What you should do
Your task is to copy every line of the records below that contains "page".

Records for processing
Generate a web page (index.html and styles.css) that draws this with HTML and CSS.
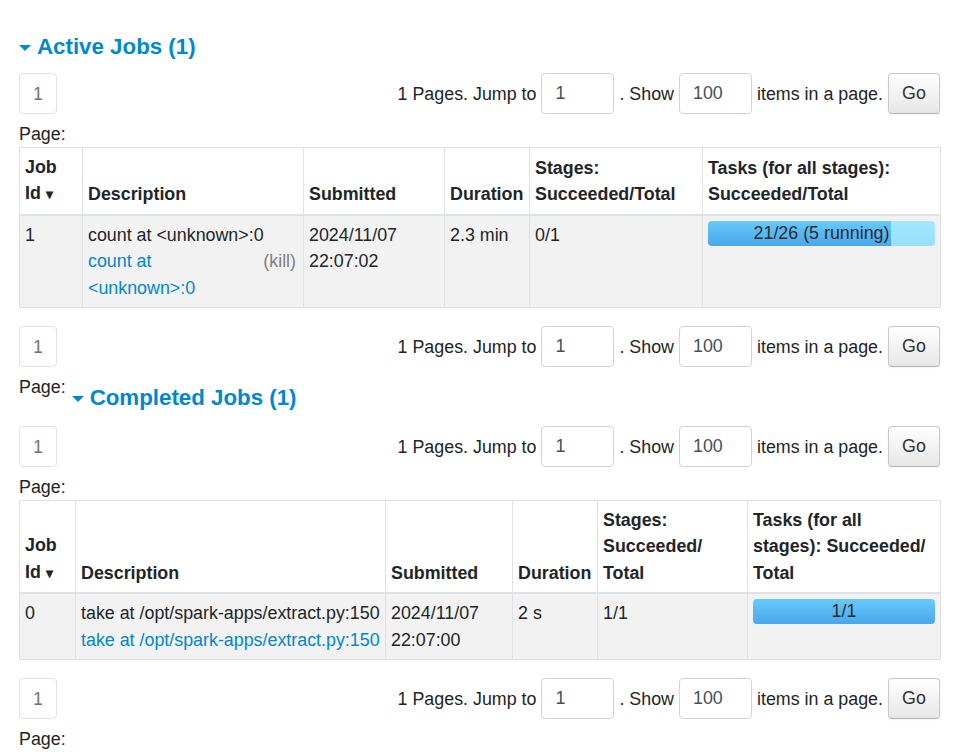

---

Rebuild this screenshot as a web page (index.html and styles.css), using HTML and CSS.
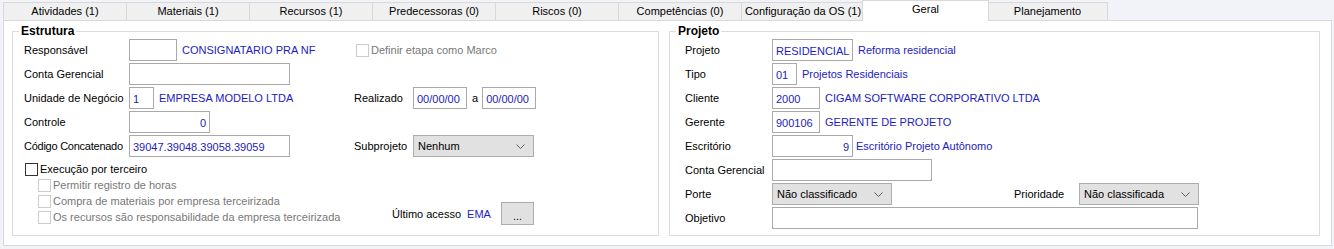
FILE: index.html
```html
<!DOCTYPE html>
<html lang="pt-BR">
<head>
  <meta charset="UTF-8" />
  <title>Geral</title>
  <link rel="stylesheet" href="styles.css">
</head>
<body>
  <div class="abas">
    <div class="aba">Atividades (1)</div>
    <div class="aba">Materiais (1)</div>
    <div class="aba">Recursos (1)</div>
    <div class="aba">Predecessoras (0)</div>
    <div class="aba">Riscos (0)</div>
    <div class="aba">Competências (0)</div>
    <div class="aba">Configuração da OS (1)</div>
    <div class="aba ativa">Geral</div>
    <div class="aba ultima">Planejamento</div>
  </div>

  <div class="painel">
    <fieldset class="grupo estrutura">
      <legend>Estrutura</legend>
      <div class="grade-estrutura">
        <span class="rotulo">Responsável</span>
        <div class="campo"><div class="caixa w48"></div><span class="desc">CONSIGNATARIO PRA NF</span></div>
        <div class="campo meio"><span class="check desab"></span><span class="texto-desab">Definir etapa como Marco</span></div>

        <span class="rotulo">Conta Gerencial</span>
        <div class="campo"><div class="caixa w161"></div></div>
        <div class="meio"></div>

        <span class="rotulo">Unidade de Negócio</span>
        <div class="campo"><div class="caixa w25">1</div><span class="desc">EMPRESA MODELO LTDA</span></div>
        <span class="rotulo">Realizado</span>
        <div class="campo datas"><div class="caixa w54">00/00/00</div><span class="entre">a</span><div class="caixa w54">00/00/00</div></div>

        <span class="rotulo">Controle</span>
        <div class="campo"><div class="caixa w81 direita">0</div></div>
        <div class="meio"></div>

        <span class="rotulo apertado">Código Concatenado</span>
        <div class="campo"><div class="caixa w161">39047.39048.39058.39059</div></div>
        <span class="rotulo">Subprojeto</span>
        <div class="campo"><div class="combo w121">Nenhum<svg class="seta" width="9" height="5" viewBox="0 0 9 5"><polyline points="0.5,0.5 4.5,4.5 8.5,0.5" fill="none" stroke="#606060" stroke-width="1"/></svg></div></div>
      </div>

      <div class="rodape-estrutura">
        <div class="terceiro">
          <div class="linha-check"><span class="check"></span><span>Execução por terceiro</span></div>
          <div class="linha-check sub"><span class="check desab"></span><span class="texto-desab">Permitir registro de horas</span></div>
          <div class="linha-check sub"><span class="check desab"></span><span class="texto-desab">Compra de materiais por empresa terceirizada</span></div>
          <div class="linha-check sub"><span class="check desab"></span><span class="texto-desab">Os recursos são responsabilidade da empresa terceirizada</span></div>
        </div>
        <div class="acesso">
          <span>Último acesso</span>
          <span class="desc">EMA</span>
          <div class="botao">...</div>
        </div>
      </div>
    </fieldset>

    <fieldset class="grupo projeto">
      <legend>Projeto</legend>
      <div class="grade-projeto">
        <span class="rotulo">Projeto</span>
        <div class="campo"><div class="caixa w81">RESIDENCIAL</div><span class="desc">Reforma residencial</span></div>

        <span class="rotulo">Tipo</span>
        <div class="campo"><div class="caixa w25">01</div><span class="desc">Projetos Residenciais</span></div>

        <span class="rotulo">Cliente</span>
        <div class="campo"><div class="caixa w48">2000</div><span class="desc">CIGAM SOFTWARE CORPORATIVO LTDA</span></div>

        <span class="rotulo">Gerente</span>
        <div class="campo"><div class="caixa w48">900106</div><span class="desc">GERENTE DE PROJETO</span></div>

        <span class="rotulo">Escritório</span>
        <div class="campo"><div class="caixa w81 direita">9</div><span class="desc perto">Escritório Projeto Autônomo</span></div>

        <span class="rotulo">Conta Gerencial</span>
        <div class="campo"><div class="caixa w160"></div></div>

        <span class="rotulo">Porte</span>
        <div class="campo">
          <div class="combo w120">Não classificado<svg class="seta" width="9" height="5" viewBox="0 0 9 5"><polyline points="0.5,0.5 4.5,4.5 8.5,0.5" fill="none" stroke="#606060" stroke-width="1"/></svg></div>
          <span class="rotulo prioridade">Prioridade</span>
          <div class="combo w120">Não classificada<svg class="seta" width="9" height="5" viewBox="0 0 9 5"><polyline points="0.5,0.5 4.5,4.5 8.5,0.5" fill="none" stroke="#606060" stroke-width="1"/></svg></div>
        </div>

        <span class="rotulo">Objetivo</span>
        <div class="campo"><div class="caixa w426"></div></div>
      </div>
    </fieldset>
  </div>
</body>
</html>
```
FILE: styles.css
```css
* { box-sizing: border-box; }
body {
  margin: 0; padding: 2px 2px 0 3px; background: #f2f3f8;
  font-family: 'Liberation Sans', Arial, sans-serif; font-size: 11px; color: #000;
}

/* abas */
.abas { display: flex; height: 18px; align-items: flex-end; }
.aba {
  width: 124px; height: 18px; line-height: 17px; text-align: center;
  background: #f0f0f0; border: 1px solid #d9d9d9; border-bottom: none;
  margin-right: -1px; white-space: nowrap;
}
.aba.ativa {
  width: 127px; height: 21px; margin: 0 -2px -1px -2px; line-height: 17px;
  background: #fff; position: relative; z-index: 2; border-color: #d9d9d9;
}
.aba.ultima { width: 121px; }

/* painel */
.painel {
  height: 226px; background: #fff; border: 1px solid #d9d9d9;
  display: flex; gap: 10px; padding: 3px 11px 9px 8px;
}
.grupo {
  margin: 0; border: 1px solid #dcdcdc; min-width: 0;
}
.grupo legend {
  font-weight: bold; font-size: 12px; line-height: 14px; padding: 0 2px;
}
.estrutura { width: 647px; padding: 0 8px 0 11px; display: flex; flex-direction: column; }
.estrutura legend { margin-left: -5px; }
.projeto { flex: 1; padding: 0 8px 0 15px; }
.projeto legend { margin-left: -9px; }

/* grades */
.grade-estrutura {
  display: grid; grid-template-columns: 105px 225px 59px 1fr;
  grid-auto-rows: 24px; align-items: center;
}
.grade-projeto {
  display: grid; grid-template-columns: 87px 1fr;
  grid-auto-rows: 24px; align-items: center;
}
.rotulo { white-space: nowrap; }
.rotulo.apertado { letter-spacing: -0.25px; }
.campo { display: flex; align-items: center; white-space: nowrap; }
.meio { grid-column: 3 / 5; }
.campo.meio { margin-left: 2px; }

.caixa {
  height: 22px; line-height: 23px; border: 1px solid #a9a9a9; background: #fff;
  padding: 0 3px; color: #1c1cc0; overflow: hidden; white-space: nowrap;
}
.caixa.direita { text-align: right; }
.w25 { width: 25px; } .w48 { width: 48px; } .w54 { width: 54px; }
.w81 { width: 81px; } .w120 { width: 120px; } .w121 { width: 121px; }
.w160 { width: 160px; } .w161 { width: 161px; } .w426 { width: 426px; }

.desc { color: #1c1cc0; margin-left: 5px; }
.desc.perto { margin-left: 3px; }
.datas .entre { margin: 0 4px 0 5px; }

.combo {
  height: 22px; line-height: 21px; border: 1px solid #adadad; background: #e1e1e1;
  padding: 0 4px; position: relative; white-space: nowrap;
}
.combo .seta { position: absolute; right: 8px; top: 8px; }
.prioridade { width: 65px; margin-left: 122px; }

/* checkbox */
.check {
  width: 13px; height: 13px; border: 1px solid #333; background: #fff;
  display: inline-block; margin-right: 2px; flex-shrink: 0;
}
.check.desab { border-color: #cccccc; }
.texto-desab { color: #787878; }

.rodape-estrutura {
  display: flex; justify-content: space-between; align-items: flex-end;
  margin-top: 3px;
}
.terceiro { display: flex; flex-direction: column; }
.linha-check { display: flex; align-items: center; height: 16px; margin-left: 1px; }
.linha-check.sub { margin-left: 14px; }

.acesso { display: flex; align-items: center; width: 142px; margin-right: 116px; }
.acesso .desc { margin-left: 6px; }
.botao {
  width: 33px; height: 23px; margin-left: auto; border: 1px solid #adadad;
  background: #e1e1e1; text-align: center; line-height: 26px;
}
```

--

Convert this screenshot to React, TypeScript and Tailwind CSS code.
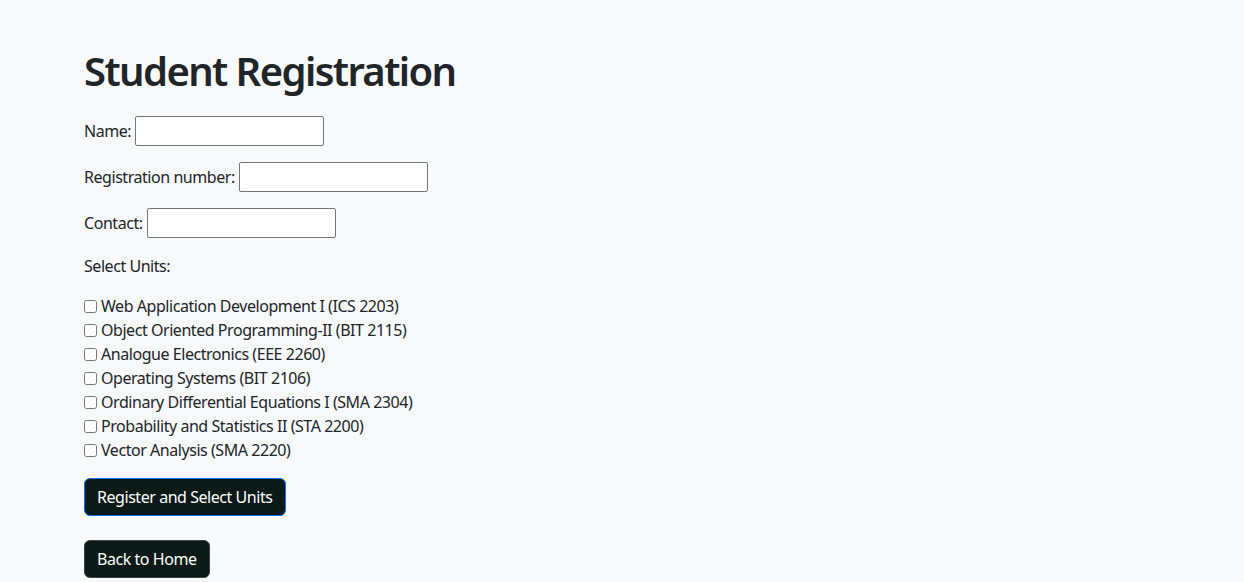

Result
Generate a web page (index.html and styles.css) that draws this with HTML and CSS.
Rebuild this screenshot as a web page (index.html and styles.css), using HTML and CSS.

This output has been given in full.